> **Dataset extract**:
## start

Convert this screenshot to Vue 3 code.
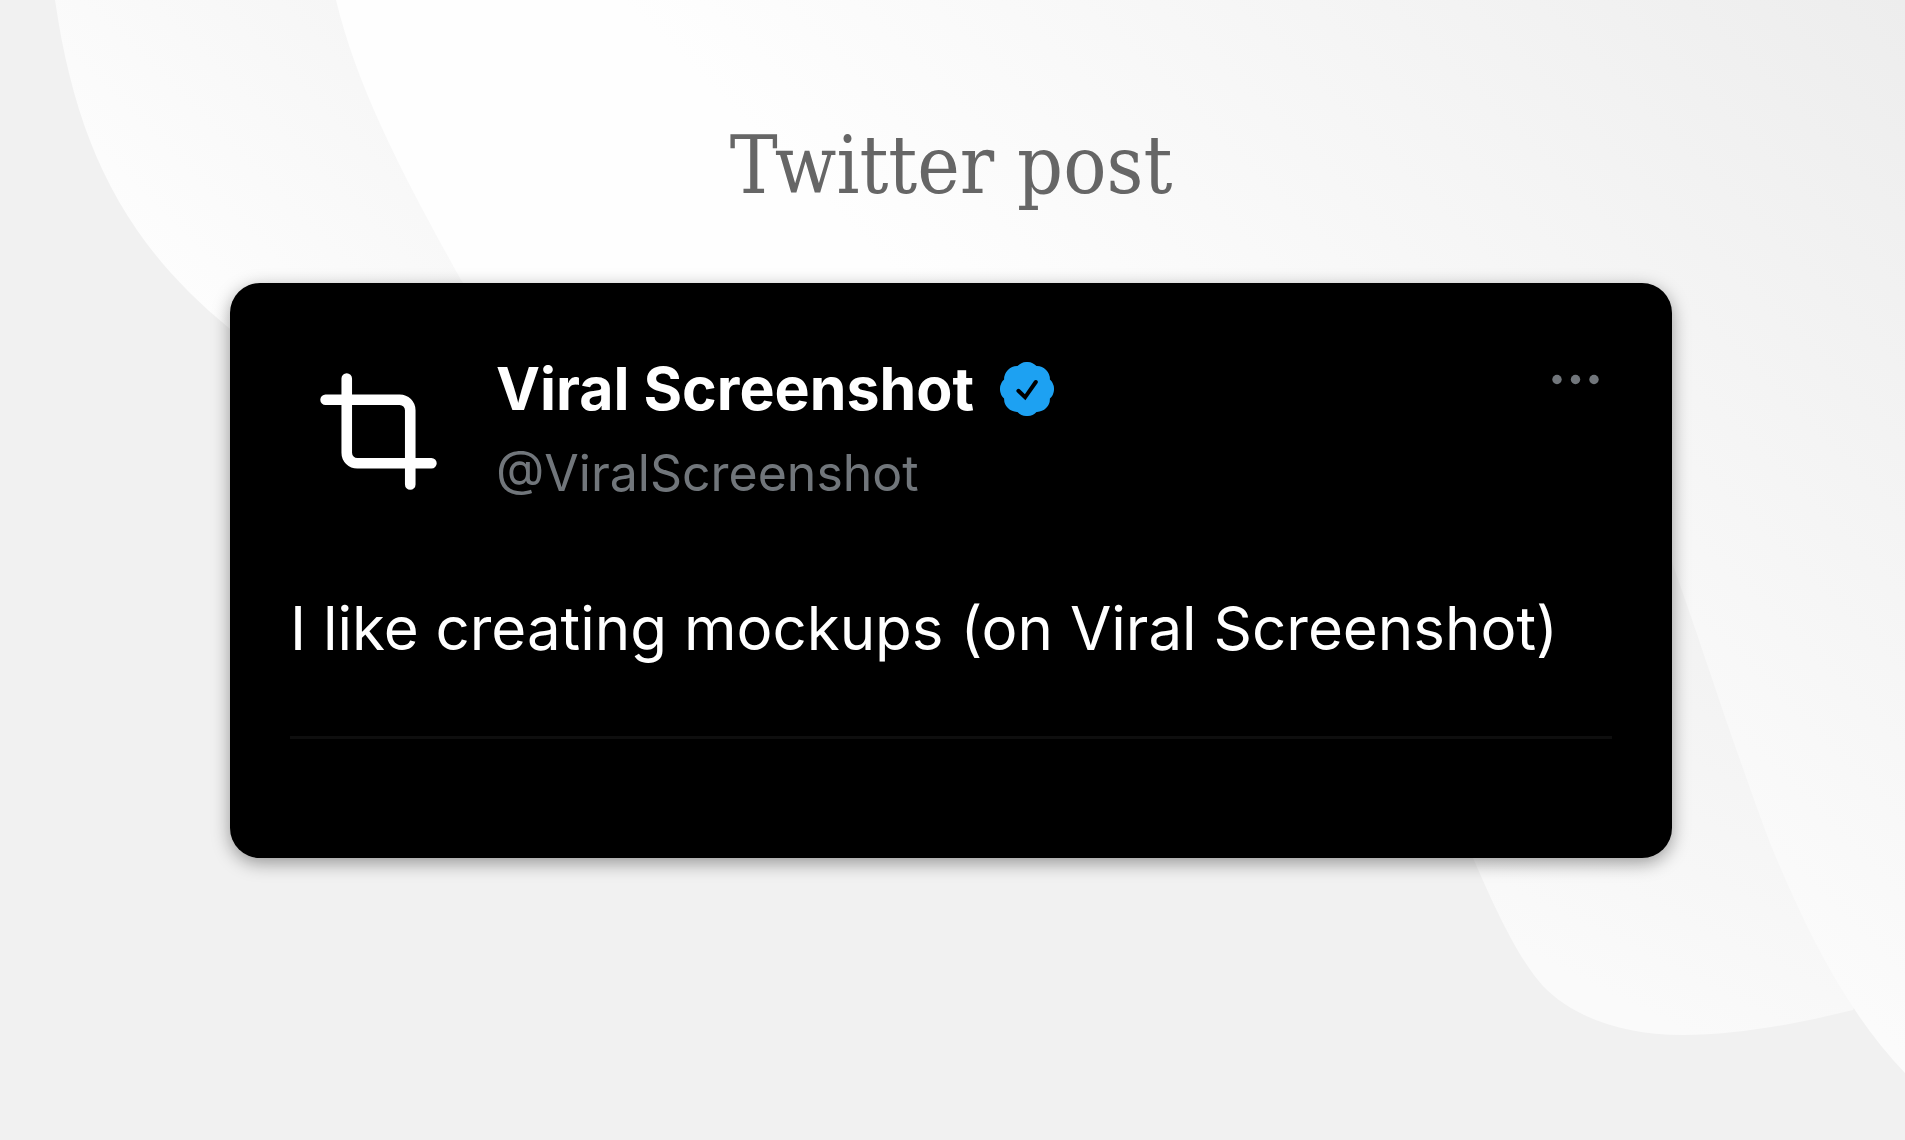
<script setup>
import { ref } from 'vue'

const titulo = ref('Twitter post')

const post = ref({
    nombre: 'Viral Screenshot',
    usuario: '@ViralScreenshot',
    texto: 'I like creating mockups (on Viral Screenshot)',
    verificado: true
})
</script>

<template>
    <main class="pagina">
        <!-- Fondo: tres bandas curvas con degradado -->
        <svg class="fondo" viewBox="0 0 1905 1140" preserveAspectRatio="none" aria-hidden="true">
            <defs>
                <linearGradient id="banda-izq" gradientUnits="userSpaceOnUse" x1="110" y1="230" x2="340" y2="0">
                    <stop offset="0" stop-color="#fdfdfd" />
                    <stop offset="1" stop-color="#f6f6f6" />
                </linearGradient>
                <linearGradient id="banda-inf" gradientUnits="userSpaceOnUse" x1="1580" y1="980" x2="1754" y2="632">
                    <stop offset="0" stop-color="#fafafa" />
                    <stop offset="1" stop-color="#f2f2f2" />
                </linearGradient>
                <linearGradient id="banda-sup" gradientUnits="userSpaceOnUse" x1="1262" y1="642" x2="1905" y2="0">
                    <stop offset="0" stop-color="#fefefe" />
                    <stop offset="1" stop-color="#ededed" />
                </linearGradient>
            </defs>
            <path fill="url(#banda-izq)" d="M55 0C76 145 124 242 229 328C320 400 420 420 520 420L520 0Z" />
            <path fill="url(#banda-inf)"
                d="M1400 640C1430 740 1450 810 1473 858C1500 920 1520 960 1543 986C1572 1016 1620 1035 1683 1035C1740 1035 1800 1023 1853 1010L1905 900L1700 500Z" />
            <path fill="url(#banda-sup)"
                d="M336 0C358 92 408 184 461 280C640 540 1300 330 1600 450C1640 470 1655 510 1673 565C1705 655 1728 730 1770 843C1806 930 1845 1010 1905 1073V0Z" />
        </svg>

        <h1 class="titulo">{{ titulo }}</h1>

        <article class="tarjeta">
            <header class="cabecera">
                <div class="avatar">
                    <svg viewBox="0 0 24 24" fill="none" stroke="currentColor" stroke-width="2" stroke-linecap="round"
                        stroke-linejoin="round" aria-hidden="true">
                        <path d="M6 2v14a2 2 0 0 0 2 2h14" />
                        <path d="M18 22V8a2 2 0 0 0-2-2H2" />
                    </svg>
                </div>

                <div class="autor">
                    <div class="autor-nombre">
                        <strong>{{ post.nombre }}</strong>
                        <svg v-if="post.verificado" class="insignia" viewBox="-27 -27 54 54" aria-hidden="true">
                            <path fill="#1da1f2"
                                d="M-9.5 -22.9A13 13 0 0 1 9.5 -22.9A13 13 0 0 1 22.9 -9.5A13 13 0 0 1 22.9 9.5A13 13 0 0 1 9.5 22.9A13 13 0 0 1 -9.5 22.9A13 13 0 0 1 -22.9 9.5A13 13 0 0 1 -22.9 -9.5A13 13 0 0 1 -9.5 -22.9Z" />
                            <path d="M-8.6 1.8L-1.9 8.3L8.8 -7" fill="none" stroke="#000" stroke-width="4"
                                stroke-linecap="round" />
                        </svg>
                    </div>
                    <span class="usuario">{{ post.usuario }}</span>
                </div>

                <button type="button" class="btn-menu" aria-label="Más opciones">
                    <svg viewBox="0 0 74 74" fill="currentColor" aria-hidden="true">
                        <circle cx="19" cy="36.5" r="4.7" />
                        <circle cx="37.5" cy="36.5" r="4.7" />
                        <circle cx="56" cy="36.5" r="4.7" />
                    </svg>
                </button>
            </header>

            <p class="texto">{{ post.texto }}</p>
            <hr class="separador">
        </article>
    </main>
</template>

<style>
body {
    margin: 0;
    background: #f1f1f1;
}
</style>

<style scoped>
.pagina {
    position: relative;
    box-sizing: border-box;
    min-height: 100vh;
    padding: 116px 233px 120px 230px;
    overflow: hidden;
    font-family: Inter, "Liberation Sans", sans-serif;
}

.fondo {
    position: absolute;
    inset: 0;
    width: 100%;
    height: 100%;
}

.titulo {
    position: relative;
    margin: 0 0 67px;
    font-family: "DejaVu Serif Condensed", "DejaVu Serif", serif;
    font-size: 80px;
    font-weight: 400;
    line-height: 100px;
    text-align: center;
    color: #666;
}

.tarjeta {
    position: relative;
    padding: 60px 60px 119px;
    border-radius: 30px;
    background: #000;
    color: #fff;
    box-shadow: 0 5px 18px rgba(0, 0, 0, 0.38);
}

.cabecera {
    display: flex;
    align-items: flex-start;
    gap: 30px;
}

.avatar {
    display: flex;
    align-items: center;
    justify-content: center;
    flex: none;
    width: 176px;
    height: 176px;
    border-radius: 50%;
}

.avatar svg {
    width: 127px;
    height: 127px;
}

.autor {
    flex: 1;
    padding-top: 16px;
    line-height: 60px;
    white-space: nowrap;
}

.autor-nombre {
    display: flex;
    align-items: center;
    gap: 26px;
    margin-bottom: 24px;
    font-size: 59px;
}

.autor-nombre strong {
    font-weight: 700;
}

.insignia {
    width: 54px;
    height: 54px;
}

.usuario {
    display: block;
    font-size: 50px;
    color: #71767b;
}

.btn-menu {
    width: 74px;
    height: 74px;
    padding: 0;
    border: none;
    background: none;
    color: #71767b;
    cursor: pointer;
}

.btn-menu svg {
    display: block;
}

.texto {
    margin: 71px 0 70px;
    font-size: 60px;
    line-height: 76px;
}

.separador {
    height: 3px;
    margin: 0;
    border: none;
    background: #0e0e0e;
}
</style>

## end

> **What is required**: Make an exact copy of the whole listing, but don't bring over any pictures.

> **Answer in full**:
Convert this screenshot to Vue 3 code.
<script setup>
import { ref } from 'vue'

const titulo = ref('Twitter post')

const post = ref({
    nombre: 'Viral Screenshot',
    usuario: '@ViralScreenshot',
    texto: 'I like creating mockups (on Viral Screenshot)',
    verificado: true
})
</script>

<template>
    <main class="pagina">
        <!-- Fondo: tres bandas curvas con degradado -->
        <svg class="fondo" viewBox="0 0 1905 1140" preserveAspectRatio="none" aria-hidden="true">
            <defs>
                <linearGradient id="banda-izq" gradientUnits="userSpaceOnUse" x1="110" y1="230" x2="340" y2="0">
                    <stop offset="0" stop-color="#fdfdfd" />
                    <stop offset="1" stop-color="#f6f6f6" />
                </linearGradient>
                <linearGradient id="banda-inf" gradientUnits="userSpaceOnUse" x1="1580" y1="980" x2="1754" y2="632">
                    <stop offset="0" stop-color="#fafafa" />
                    <stop offset="1" stop-color="#f2f2f2" />
                </linearGradient>
                <linearGradient id="banda-sup" gradientUnits="userSpaceOnUse" x1="1262" y1="642" x2="1905" y2="0">
                    <stop offset="0" stop-color="#fefefe" />
                    <stop offset="1" stop-color="#ededed" />
                </linearGradient>
            </defs>
            <path fill="url(#banda-izq)" d="M55 0C76 145 124 242 229 328C320 400 420 420 520 420L520 0Z" />
            <path fill="url(#banda-inf)"
                d="M1400 640C1430 740 1450 810 1473 858C1500 920 1520 960 1543 986C1572 1016 1620 1035 1683 1035C1740 1035 1800 1023 1853 1010L1905 900L1700 500Z" />
            <path fill="url(#banda-sup)"
                d="M336 0C358 92 408 184 461 280C640 540 1300 330 1600 450C1640 470 1655 510 1673 565C1705 655 1728 730 1770 843C1806 930 1845 1010 1905 1073V0Z" />
        </svg>

        <h1 class="titulo">{{ titulo }}</h1>

        <article class="tarjeta">
            <header class="cabecera">
                <div class="avatar">
                    <svg viewBox="0 0 24 24" fill="none" stroke="currentColor" stroke-width="2" stroke-linecap="round"
                        stroke-linejoin="round" aria-hidden="true">
                        <path d="M6 2v14a2 2 0 0 0 2 2h14" />
                        <path d="M18 22V8a2 2 0 0 0-2-2H2" />
                    </svg>
                </div>

                <div class="autor">
                    <div class="autor-nombre">
                        <strong>{{ post.nombre }}</strong>
                        <svg v-if="post.verificado" class="insignia" viewBox="-27 -27 54 54" aria-hidden="true">
                            <path fill="#1da1f2"
                                d="M-9.5 -22.9A13 13 0 0 1 9.5 -22.9A13 13 0 0 1 22.9 -9.5A13 13 0 0 1 22.9 9.5A13 13 0 0 1 9.5 22.9A13 13 0 0 1 -9.5 22.9A13 13 0 0 1 -22.9 9.5A13 13 0 0 1 -22.9 -9.5A13 13 0 0 1 -9.5 -22.9Z" />
                            <path d="M-8.6 1.8L-1.9 8.3L8.8 -7" fill="none" stroke="#000" stroke-width="4"
                                stroke-linecap="round" />
                        </svg>
                    </div>
                    <span class="usuario">{{ post.usuario }}</span>
                </div>

                <button type="button" class="btn-menu" aria-label="Más opciones">
                    <svg viewBox="0 0 74 74" fill="currentColor" aria-hidden="true">
                        <circle cx="19" cy="36.5" r="4.7" />
                        <circle cx="37.5" cy="36.5" r="4.7" />
                        <circle cx="56" cy="36.5" r="4.7" />
                    </svg>
                </button>
            </header>

            <p class="texto">{{ post.texto }}</p>
            <hr class="separador">
        </article>
    </main>
</template>

<style>
body {
    margin: 0;
    background: #f1f1f1;
}
</style>

<style scoped>
.pagina {
    position: relative;
    box-sizing: border-box;
    min-height: 100vh;
    padding: 116px 233px 120px 230px;
    overflow: hidden;
    font-family: Inter, "Liberation Sans", sans-serif;
}

.fondo {
    position: absolute;
    inset: 0;
    width: 100%;
    height: 100%;
}

.titulo {
    position: relative;
    margin: 0 0 67px;
    font-family: "DejaVu Serif Condensed", "DejaVu Serif", serif;
    font-size: 80px;
    font-weight: 400;
    line-height: 100px;
    text-align: center;
    color: #666;
}

.tarjeta {
    position: relative;
    padding: 60px 60px 119px;
    border-radius: 30px;
    background: #000;
    color: #fff;
    box-shadow: 0 5px 18px rgba(0, 0, 0, 0.38);
}

.cabecera {
    display: flex;
    align-items: flex-start;
    gap: 30px;
}

.avatar {
    display: flex;
    align-items: center;
    justify-content: center;
    flex: none;
    width: 176px;
    height: 176px;
    border-radius: 50%;
}

.avatar svg {
    width: 127px;
    height: 127px;
}

.autor {
    flex: 1;
    padding-top: 16px;
    line-height: 60px;
    white-space: nowrap;
}

.autor-nombre {
    display: flex;
    align-items: center;
    gap: 26px;
    margin-bottom: 24px;
    font-size: 59px;
}

.autor-nombre strong {
    font-weight: 700;
}

.insignia {
    width: 54px;
    height: 54px;
}

.usuario {
    display: block;
    font-size: 50px;
    color: #71767b;
}

.btn-menu {
    width: 74px;
    height: 74px;
    padding: 0;
    border: none;
    background: none;
    color: #71767b;
    cursor: pointer;
}

.btn-menu svg {
    display: block;
}

.texto {
    margin: 71px 0 70px;
    font-size: 60px;
    line-height: 76px;
}

.separador {
    height: 3px;
    margin: 0;
    border: none;
    background: #0e0e0e;
}
</style>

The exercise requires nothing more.